Oumou Sangare - Kamelemba (Wassoulou/Experimental) /Saa Magni

Oumou Sangare "Songbird of Wassoulou" is my first introduction to the beautiful world of Malian Music. This track is from her latest album, a "crossover" effort which still rings authentic.

I couldn't get this out of my head for a couple days. "Wassoulou" is a genre of West African popular music named for the Wassoulou cultural area, a region south of the Niger River. Vocals feature a call and response structure and the style is dominated by Women - female "griots" really- singing about childbirth, fertility, and polygamy. Traditional instruments like the soku (traditional fiddle), the djembe drum, n'goni (six stringed Kora which sounds a lot like a banjo - you can hear it at the start of Kamelemba), Karinyan ( metal tube used for percussion) and the bolon (a four-stringed harp) define the genre, musically.

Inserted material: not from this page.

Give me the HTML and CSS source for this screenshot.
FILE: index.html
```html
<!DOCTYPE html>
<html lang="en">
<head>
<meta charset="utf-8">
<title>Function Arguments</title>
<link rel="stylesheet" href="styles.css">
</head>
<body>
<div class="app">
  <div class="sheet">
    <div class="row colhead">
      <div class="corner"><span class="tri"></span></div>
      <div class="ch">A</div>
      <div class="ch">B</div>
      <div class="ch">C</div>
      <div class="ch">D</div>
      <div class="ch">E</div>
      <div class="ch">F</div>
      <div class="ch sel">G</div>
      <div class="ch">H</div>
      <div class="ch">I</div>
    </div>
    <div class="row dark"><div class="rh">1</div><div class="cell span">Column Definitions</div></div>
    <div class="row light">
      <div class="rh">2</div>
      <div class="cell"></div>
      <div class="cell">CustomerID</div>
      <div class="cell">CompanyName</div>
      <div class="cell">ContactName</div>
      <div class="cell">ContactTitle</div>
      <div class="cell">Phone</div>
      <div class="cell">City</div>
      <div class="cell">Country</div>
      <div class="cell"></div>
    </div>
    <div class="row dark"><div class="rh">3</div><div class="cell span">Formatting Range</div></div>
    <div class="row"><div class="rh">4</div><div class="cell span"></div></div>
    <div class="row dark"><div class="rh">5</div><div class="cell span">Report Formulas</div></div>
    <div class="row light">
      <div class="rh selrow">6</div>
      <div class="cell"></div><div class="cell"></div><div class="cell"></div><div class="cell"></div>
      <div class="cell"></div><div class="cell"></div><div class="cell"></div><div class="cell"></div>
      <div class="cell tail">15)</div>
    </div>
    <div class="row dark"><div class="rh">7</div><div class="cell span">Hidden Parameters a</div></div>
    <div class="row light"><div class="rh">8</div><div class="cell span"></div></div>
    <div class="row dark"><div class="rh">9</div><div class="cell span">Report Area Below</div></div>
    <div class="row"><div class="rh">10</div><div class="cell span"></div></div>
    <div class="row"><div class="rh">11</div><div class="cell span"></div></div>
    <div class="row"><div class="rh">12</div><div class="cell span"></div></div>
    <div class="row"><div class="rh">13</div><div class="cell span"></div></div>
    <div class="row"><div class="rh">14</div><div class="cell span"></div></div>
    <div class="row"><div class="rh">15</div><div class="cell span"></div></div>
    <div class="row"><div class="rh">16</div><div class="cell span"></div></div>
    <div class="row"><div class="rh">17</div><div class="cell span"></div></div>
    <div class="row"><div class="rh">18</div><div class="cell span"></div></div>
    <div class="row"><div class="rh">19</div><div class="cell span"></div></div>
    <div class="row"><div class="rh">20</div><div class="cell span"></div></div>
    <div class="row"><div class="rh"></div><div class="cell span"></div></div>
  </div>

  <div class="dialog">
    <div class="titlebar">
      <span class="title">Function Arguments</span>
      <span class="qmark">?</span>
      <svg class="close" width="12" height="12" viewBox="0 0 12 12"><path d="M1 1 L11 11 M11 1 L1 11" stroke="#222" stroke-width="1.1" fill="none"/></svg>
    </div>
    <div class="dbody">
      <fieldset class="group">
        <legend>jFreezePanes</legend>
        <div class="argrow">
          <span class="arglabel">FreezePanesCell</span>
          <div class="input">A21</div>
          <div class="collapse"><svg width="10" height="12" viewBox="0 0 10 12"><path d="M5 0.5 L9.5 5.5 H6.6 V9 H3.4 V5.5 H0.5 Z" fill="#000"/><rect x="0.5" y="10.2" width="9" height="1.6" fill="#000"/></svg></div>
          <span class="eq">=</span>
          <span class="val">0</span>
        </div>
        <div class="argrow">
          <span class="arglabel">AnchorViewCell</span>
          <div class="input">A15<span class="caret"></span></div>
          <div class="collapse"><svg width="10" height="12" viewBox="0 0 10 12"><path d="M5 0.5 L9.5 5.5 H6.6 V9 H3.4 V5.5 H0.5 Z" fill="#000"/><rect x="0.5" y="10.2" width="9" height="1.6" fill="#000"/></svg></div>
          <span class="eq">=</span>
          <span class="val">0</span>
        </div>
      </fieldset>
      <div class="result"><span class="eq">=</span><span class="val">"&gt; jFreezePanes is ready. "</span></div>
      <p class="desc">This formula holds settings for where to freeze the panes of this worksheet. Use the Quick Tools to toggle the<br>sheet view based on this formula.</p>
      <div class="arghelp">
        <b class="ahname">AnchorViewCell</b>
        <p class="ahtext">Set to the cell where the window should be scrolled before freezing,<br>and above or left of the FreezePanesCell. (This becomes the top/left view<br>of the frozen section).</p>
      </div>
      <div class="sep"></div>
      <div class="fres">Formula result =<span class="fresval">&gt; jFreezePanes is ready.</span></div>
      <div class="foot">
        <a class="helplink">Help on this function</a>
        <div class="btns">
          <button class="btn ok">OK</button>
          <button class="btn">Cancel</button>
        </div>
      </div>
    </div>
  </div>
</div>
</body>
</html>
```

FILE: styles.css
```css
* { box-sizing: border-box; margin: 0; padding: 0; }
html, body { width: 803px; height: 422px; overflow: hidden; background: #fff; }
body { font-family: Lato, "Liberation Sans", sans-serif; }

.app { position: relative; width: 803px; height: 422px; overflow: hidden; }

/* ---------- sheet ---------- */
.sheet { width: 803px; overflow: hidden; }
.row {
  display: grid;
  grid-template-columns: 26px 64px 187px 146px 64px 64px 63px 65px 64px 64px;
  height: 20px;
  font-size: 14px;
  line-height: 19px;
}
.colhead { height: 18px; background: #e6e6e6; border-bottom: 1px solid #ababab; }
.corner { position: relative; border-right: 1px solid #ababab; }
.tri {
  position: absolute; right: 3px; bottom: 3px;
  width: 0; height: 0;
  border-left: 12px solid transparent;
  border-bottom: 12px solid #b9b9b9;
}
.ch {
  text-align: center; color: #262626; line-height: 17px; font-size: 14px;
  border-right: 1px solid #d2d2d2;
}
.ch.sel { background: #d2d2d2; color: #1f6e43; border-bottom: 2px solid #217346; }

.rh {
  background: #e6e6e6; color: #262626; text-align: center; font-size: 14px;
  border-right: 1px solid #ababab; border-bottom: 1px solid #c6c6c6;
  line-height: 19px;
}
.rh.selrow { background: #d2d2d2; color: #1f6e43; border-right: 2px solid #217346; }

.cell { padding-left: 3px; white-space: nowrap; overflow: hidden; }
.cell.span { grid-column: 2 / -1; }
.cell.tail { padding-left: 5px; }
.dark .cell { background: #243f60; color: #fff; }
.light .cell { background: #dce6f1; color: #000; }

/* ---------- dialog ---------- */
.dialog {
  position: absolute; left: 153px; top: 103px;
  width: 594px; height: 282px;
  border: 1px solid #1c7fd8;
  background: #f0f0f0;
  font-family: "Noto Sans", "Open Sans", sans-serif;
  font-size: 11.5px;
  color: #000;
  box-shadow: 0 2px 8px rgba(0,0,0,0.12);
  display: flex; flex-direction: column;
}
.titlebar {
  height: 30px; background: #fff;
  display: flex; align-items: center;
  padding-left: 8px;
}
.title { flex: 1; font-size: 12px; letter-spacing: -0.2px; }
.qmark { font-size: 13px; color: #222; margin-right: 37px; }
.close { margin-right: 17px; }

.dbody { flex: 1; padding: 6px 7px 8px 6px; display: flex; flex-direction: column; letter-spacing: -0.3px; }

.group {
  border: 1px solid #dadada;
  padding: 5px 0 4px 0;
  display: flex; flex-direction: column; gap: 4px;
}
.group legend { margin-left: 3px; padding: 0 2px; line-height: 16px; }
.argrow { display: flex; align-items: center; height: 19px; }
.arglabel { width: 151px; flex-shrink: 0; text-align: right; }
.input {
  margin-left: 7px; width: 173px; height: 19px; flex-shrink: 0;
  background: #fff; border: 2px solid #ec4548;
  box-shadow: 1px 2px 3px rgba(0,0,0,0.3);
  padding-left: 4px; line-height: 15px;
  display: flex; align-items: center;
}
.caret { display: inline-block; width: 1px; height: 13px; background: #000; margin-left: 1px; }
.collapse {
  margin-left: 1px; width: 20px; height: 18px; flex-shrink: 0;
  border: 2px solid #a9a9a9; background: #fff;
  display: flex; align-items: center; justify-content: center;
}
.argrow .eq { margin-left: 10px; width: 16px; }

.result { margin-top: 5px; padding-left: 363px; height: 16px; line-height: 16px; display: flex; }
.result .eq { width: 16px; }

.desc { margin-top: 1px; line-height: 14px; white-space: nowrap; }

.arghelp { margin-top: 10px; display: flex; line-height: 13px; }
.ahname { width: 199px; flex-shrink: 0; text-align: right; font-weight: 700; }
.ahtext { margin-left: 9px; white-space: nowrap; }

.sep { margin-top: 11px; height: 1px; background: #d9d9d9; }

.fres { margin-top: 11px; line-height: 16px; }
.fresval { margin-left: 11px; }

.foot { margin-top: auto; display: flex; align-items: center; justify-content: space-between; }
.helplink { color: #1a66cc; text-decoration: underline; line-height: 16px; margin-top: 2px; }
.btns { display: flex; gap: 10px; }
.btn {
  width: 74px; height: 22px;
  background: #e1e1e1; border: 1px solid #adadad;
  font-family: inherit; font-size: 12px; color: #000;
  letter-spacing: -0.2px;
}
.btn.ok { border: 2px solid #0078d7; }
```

Oumou sings in one of the dialects of the Bambara language. In Kamelemba, she warns women to be wary of vain men.



And this is Oumou's poignant lament "Saa Magni" from "Ko Sira".

She tackles death yet it's also gorgeous and strangely "light" (despite the heavy subject matter)



If you're intrigued, I strongly recommend getting her first release "Moussolou".